Rio to legenda. 20 lat temu Szczyt Ziemi, czyli oenzetowska konferencja wszystkich państw, podjął tu decyzje, które uruchomiły „globalny proces na rzecz zrównoważonego rozwoju”. Wyrosły z niego trzy ważne konwencje (o bioróżnorodności, pustynnieniu i zmianie klimatu) oraz Cele Milenijne ONZ, dzięki którym miliardy płyną z bogatej Północy do biednego Południa. Tak w 1992 r. usankcjonowano globalną współzależność i współodpowiedzialność.

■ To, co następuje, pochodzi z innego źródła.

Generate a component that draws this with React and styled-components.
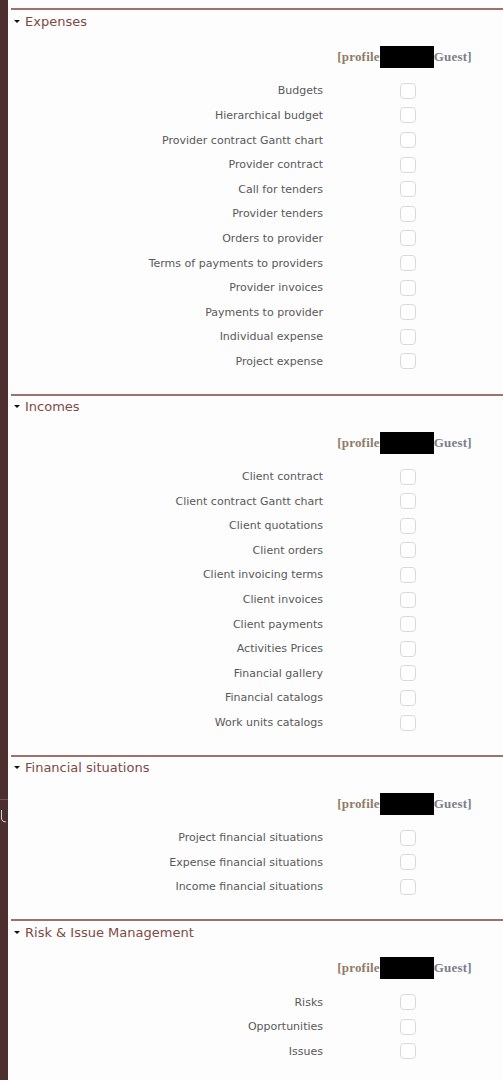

To było dobre i piękne. Czasy też były dobre i piękne. Najbardziej optymistyczna chwila XX w. ZSRR się rozpadł. Budziły się Chiny i Indie. Apartheid się skończył. Demokracja i rynek wprost eksplodowały.
Globalnym bestselerem roku był „Koniec historii” Francisa Fukuyamy. Ludzie uwierzyli, że odwieczne wzloty i upadki ludzkości mamy wreszcie za sobą. Wprawdzie Fukuyama napisał coś wręcz przeciwnego, czyli że ludzkość osiągnęła swoją heglowską pełnię i może być tylko gorzej, ale w entuzjastycznym nastroju nikt nie mógł przyjąć takiej tezy do wiadomości. I nikt nie chciał słyszeć jego drugiej (postnietzscheańskiej) tezy o „ostatnim człowieku”, który gnuśniejąc odkłada miecz i łuk, a specyficzny dla naszego gatunku instynkt permanentnej walki przenosi z pól bitewnych do sal konferencyjnych, gdzie się zawiera traktaty i kontrakty.
Kiedy w 1992 r. delegaci zebrali się w Rio, dominowało poczucie, że ludzie przestają być problemem ludzkości. Jedynym poważnym problemem wydawała się Ziemia. Szczyt miał pomóc Ziemi w sprostaniu potrzebom i pragnieniom ludzkości. To się udało częściowo.
Wiele problemów udało się ograniczyć, ale więcej narosło.